ThreatExchange
ThreatExchange copied to clipboard
PDQ: Expected hashes of regression tests differ between reference implementations
In the Java reference implementation, there is a test that asserts that the hash of the sample image "bridge-1-original.jpg" is "f8f8f0cee0f4a84f06370a22038f63f0b36e2ed596621e1d33e6b39c4e9c9b22". See: https://github.com/facebook/ThreatExchange/blob/main/pdq/java/src/test/java/hasher/pdqhashing/PDQHasherTest.java
In the C++ readme, the hash of the same image is said to be "f8f8f0cce0f4e84d0e370a22028f67f0b36e2ed596623e1d33e6339c4e9c9b22". See: https://github.com/facebook/ThreatExchange/tree/main/pdq/cpp/bin
I can't find a mention in the PHP code that specifically tests this file, but the hash "f8f8f0cce0f4e84d0e370a22028f67f0b36e2ed596623e1d33e6339c4e9c9b22" (same as for C++) is used as an example here: https://github.com/facebook/ThreatExchange/blob/main/pdq/php/pdqhashtest.php
In the python code (is this an official reference implementation?) it seems that the expected hash is yet another hash: "d8f8f0cce0f4a84f0e370a22028f67f0b36e2ed596623e1d33e6b39c4e9c9b22". See: https://github.com/facebook/ThreatExchange/blob/main/pdq/python/pdqhashing/tests/pdq_test.py
In the SQL examples, the hash "f8f8f0cce0f4e84d0e370a22028f67f0b36e2ed596623e1d33e6339c4e9c9b22" (same as C++) is used as an example. See: https://github.com/facebook/ThreatExchange/tree/main/pdq/sql
In short: It seems that the Java and Python implementations differs in expectation about the hash value of that image compared to C++. This seems problematic. Why are they not the same? Are there bugs in the reference implementations? Am I missing something?
Maybe reading the documentation would help you: https://raw.githubusercontent.com/facebook/ThreatExchange/main/hashing/hashing.pdf
For this reason we have chosen a tradeoff: (a) Use implementation-specific downsampler to get to 512x512; (b) use the two-pass tent filter to go from 512x512 to 64x64. This is a balance between efficient computation, and a few bits (0/2/4/6) of hamming distance between different implementations given the same image.

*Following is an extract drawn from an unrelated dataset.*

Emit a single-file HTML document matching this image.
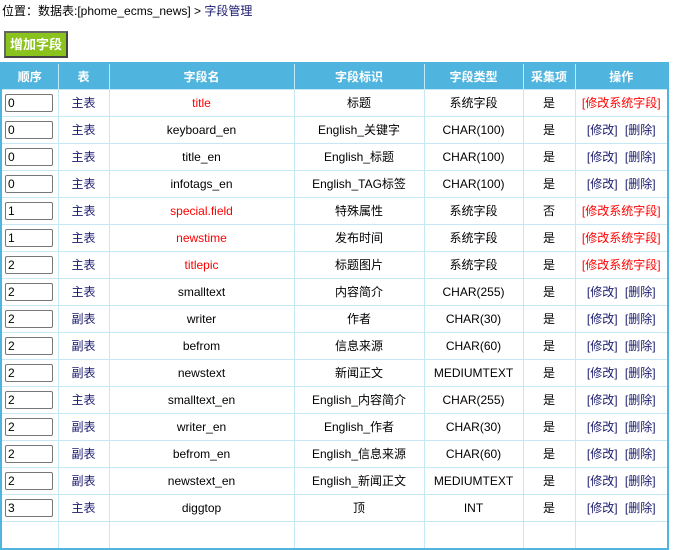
<!DOCTYPE html>
<html><head><meta charset="utf-8"><style>
body{margin:0;background:#fff;font-family:"Liberation Sans","Noto Sans CJK SC",sans-serif;font-size:12px;color:#000;overflow:hidden;height:526px}
.pos{position:absolute;left:2px;top:3px;color:#000;line-height:16px}
.pos span{color:#1a1a6e}
.btn{position:absolute;left:4px;top:31px;width:60px;height:23px;background:#8ac31e;border:2px solid #444;border-left-color:#666;border-top-color:#666;color:#fff;font-weight:bold;font-size:13px;line-height:23px;text-align:center;box-sizing:content-box;}
table{position:absolute;left:0;top:62px;border-collapse:collapse;border:2px solid #4fb4de;width:667px;table-layout:fixed}
td,th{border:1px solid #c4e8f5;height:26px;padding:0;text-align:center;font-weight:normal;line-height:16px;vertical-align:middle}
th{background:#4fb4de;color:#fff;font-weight:bold;border-color:#c4e8f5;height:25px}
input{width:44px;height:16px;border:1px solid #777;border-radius:2px;font-size:12px;padding:0 0 0 2px;margin:0 0 0 3px;display:block;font-family:inherit;line-height:16px}
td.l{text-align:left}
.n{color:#1a1a6e}
.r{color:#f00}
.a{color:#1a1a6e;word-spacing:4px}
</style></head><body>
<div class="pos">位置：数据表:[phome_ecms_news] &gt; <span>字段管理</span></div>
<div class="btn">增加字段</div>
<table>
<colgroup><col style="width:57px"><col style="width:51px"><col style="width:185px"><col style="width:130px"><col style="width:99px"><col style="width:52px"><col style="width:93px"></colgroup>
<tr><th>顺序</th><th>表</th><th>字段名</th><th>字段标识</th><th>字段类型</th><th>采集项</th><th>操作</th></tr>
<tr><td class="l"><input value="0"></td><td class="n">主表</td><td class="r">title</td><td>标题</td><td>系统字段</td><td>是</td><td class="r">[修改系统字段]</td></tr>
<tr><td class="l"><input value="0"></td><td class="n">主表</td><td>keyboard_en</td><td>English_关键字</td><td>CHAR(100)</td><td>是</td><td class="a">[修改] [删除]</td></tr>
<tr><td class="l"><input value="0"></td><td class="n">主表</td><td>title_en</td><td>English_标题</td><td>CHAR(100)</td><td>是</td><td class="a">[修改] [删除]</td></tr>
<tr><td class="l"><input value="0"></td><td class="n">主表</td><td>infotags_en</td><td>English_TAG标签</td><td>CHAR(100)</td><td>是</td><td class="a">[修改] [删除]</td></tr>
<tr><td class="l"><input value="1"></td><td class="n">主表</td><td class="r">special.field</td><td>特殊属性</td><td>系统字段</td><td>否</td><td class="r">[修改系统字段]</td></tr>
<tr><td class="l"><input value="1"></td><td class="n">主表</td><td class="r">newstime</td><td>发布时间</td><td>系统字段</td><td>是</td><td class="r">[修改系统字段]</td></tr>
<tr><td class="l"><input value="2"></td><td class="n">主表</td><td class="r">titlepic</td><td>标题图片</td><td>系统字段</td><td>是</td><td class="r">[修改系统字段]</td></tr>
<tr><td class="l"><input value="2"></td><td class="n">主表</td><td>smalltext</td><td>内容简介</td><td>CHAR(255)</td><td>是</td><td class="a">[修改] [删除]</td></tr>
<tr><td class="l"><input value="2"></td><td class="n">副表</td><td>writer</td><td>作者</td><td>CHAR(30)</td><td>是</td><td class="a">[修改] [删除]</td></tr>
<tr><td class="l"><input value="2"></td><td class="n">副表</td><td>befrom</td><td>信息来源</td><td>CHAR(60)</td><td>是</td><td class="a">[修改] [删除]</td></tr>
<tr><td class="l"><input value="2"></td><td class="n">副表</td><td>newstext</td><td>新闻正文</td><td>MEDIUMTEXT</td><td>是</td><td class="a">[修改] [删除]</td></tr>
<tr><td class="l"><input value="2"></td><td class="n">主表</td><td>smalltext_en</td><td>English_内容简介</td><td>CHAR(255)</td><td>是</td><td class="a">[修改] [删除]</td></tr>
<tr><td class="l"><input value="2"></td><td class="n">副表</td><td>writer_en</td><td>English_作者</td><td>CHAR(30)</td><td>是</td><td class="a">[修改] [删除]</td></tr>
<tr><td class="l"><input value="2"></td><td class="n">副表</td><td>befrom_en</td><td>English_信息来源</td><td>CHAR(60)</td><td>是</td><td class="a">[修改] [删除]</td></tr>
<tr><td class="l"><input value="2"></td><td class="n">副表</td><td>newstext_en</td><td>English_新闻正文</td><td>MEDIUMTEXT</td><td>是</td><td class="a">[修改] [删除]</td></tr>
<tr><td class="l"><input value="3"></td><td class="n">主表</td><td>diggtop</td><td>顶</td><td>INT</td><td>是</td><td class="a">[修改] [删除]</td></tr>
<tr><td style="height:3px"></td><td></td><td></td><td></td><td></td><td></td><td></td></tr>
</table>
</body></html>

The downsizing of the image in different implementations leads to slightly different hashes...
Thanks for the reference!
After examining the C++/Java/Python implementation a bit more closely, it seems like:
- C++ uses CImg, which in turn defaults to nearest neighbor.
- The Java implementation does not have any logic for downsampling before the hash computation is done, so hashing is done on the full resolution image.
- Python uses PIL, which in turn defaults to bicubic.
So if I want some sample image along with an expected hash as a regression test for a new implementation, it seems I should use the hash from the Java implementation to verify that the algorithm is implemented correctly.
I could not find any guideline in the documentation about what type of downsamling to use. I suspect that this might impact the precision. Any insight to share about this?
@BarrettOlson was looking into the exact same problem for verifying cross-languages. The downsampling problem makes it a pain to verify correctness for sure. Barrett, did you have any luck with pre-downsampled inputs, or trying to intercept the bits post-resizing?
Yes, I believe downsampling is creating these differences. The original authors intent was to have users replace CImg.h with their own (potentially proprietary and more efficient) image processing library with the expectation that a few bits difference (0/2/4/6) was acceptable (given a common distance threshold being closer to 31).
I am looking into better (more exact) verification options such as, having an intermediate representation or images already sized 512x512 as input but don’t have much to add to this thread yet. Also open to suggestions! :)
Thanks for the info!
My personal suggestion would be that the library used to hash an image does not care about resolution and downsampling, and then the user of that lib takes care of any preprocessing on the image. This would make it much easier to test as a black-box, plus the user can actually choose to have the hash computed on the full resolution if that is important for the use case.
Having regression tests on images below 512x512px seems like it would solve the issue of verification cross-language for now. But if the downsampling logic is in the hashing code, the tests will be sensitive to future modifications to this 512px limit.
I'll use the hash from the Java tests, since it does not do any downsampling from what I can see.